Fra Daniele Noè ci racconta il suo impegno nella mensa dei frati
di Casa San Francesco. Per incontrare l’altro e, soprattutto, vedere
il Signore nel povero: «Una cosa non scontata, né automatica»
Fra Daniele Noè (nel tondo), classe 1973, è nella nostra diocesi dal 2016, ed è stato ordinato sacerdote esattamente due anni dopo, nel 2018. Oggi vive nella comunità di Casa San Francesco ad Alessandria, insieme con i suoi confratelli fra Giorgio Noè e fra Lorenzo Tarletti. In particolare, fra Daniele, grande appassionato di calcio e tifoso della Juventus, ha “ereditato” con grande senso di responsabilità (e un po’ di timore) la mensa dei poveri che si affaccia su via Gramsci. A lui chiediamo “quanto vale” un’opera di carità di questo genere nella nostra città e nella nostra diocesi. «È un’opera che vale tanto, non solo perché diamo da manguare alle persone, ma anche e soprattutto come luogo di accoglienza, ascolto e condivisione delle necessità dei più bisognosi» spiega il frate.
Daniele, da quando ti occupi della mensa?
«Da quando gli “storici” frati minori cappuccini hanno lasciato definitivamente il convento. Stiamo parlando del maggio 2023, più o meno».
Che cosa hai trovato?
«Ho trovato un luogo ricco di grazia e di attenzione verso il prossimo. Ringrazio in particolare padre Roberto Cattaneo, che mi ha affiancato nei primi tempi e mi ha aiutato a prendere in mano le redini della mensa».
A quante persone servite la cena, mediamente ogni giorno?
«In quest’ultimo periodo siamo arrivati a servire fino a 177 persone. Un numero impensabile e preoccupante. Normalmente stiamo tra le 150 e le 160».
La povertà aumenta?
«Visti questi numeri, possiamo dire di sì, è certamente in aumento. Soprattutto tra gli stranieri, almeno in questo periodo».
E gli italiani?
«Ci sono anche loro, ma in numero decisamente minore».
All’inizio ci hai detto che la mensa vale anche perché è un «luogo di accoglienza, ascolto e condivisione delle necessità dei più bisognosi». Qual è la vera povertà, oggi? Non avere di che vivere, o c’è dell’altro?

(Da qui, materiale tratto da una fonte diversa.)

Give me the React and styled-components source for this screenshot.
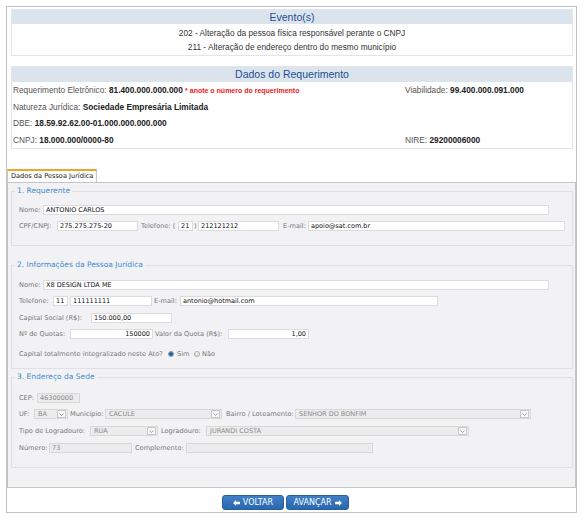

«Quello sulla povertà è un discorso ampio. In prima battuta c’è una povertà materiale, che affrontiamo quotidianamente con risposte concrete. Poi ci sono povertà di socializzazione, anche legate alle debolezze umane: droga, alcol, disturbi mentali e così via. Penso anche a povertà di educazione, di cultura e senso civico: molti extracomunitari devono essere aiutati a inserirsi sempre di più nel nostro tessuto socio-culturale. E non è una cosa facile».
Senti, ma come si legano le opere di carità alla fede? L’esperienza che stai facendo a cosa ti porta? A essere più buono, o a essere più cristiano?
«A essere più cattivo (ride). A parte le battute, è sicuramente un’opportunità di incontrare l’altro, e soprattutto di vedere il Signore nell’altro. Una cosa che, vi assicuro, non è assolutamente scontata né automatica».
E tu allora come fai?
«Provo ogni giorno a vivere il Vangelo. Ricominciando tutte le volte, mettendomi in gioco. Aiutato dalla comunità di Casa San Francesco, dai benefattori e dai volontari: senza queste persone difficilmente potremmo farcela».
Voi date da mangiare a tutti, vero?
«Sì, non facciamo distinzioni di alcun tipo. Certo, per una questione di ordine pubblico dobbiamo accertarci dell’identità di chi abbiamo davanti. Ma per noi un musulmano e un cristiano sono la stessa persona».
Che cosa accadrebbe se, un domani, la vostra mensa cessasse di esistere?
«Bisognerebbe riorganizzare l’aspetto della carità. Pensando che tutte queste persone non avrebbero più un luogo dove trovare una risposta alle loro necessità primarie, oltre alla Caritas, che già fa tantissimo sul nostro territorio».
Però voi ci sarete sempre, dai…
«Noi ci saremo, finché sarà possibile. Ma è importante il sostegno di tutti. E una corresponsabilità: donandosi nel servizio, e attraverso le offerte economiche».
Quindi la questione dei poveri riguarda anche noi? Non possiamo delegarla agli “specialisti” come te, una volta per tutte?
«No, riguarda tutti. E, soprattutto, noi cristiani, chiamati a metterci in gioco sull’amore verso il prossimo. Come ricorda proprio il Vangelo, il primo, il più grande comandamento è amare Dio con tutto il cuore, e il prossimo come sé stessi».
Se domani volessi fare il volontario alla mensa?
«Incontriamoci! Sarebbe davvero una bella cosa per tutti. Venite a trovarci a Casa San Francesco».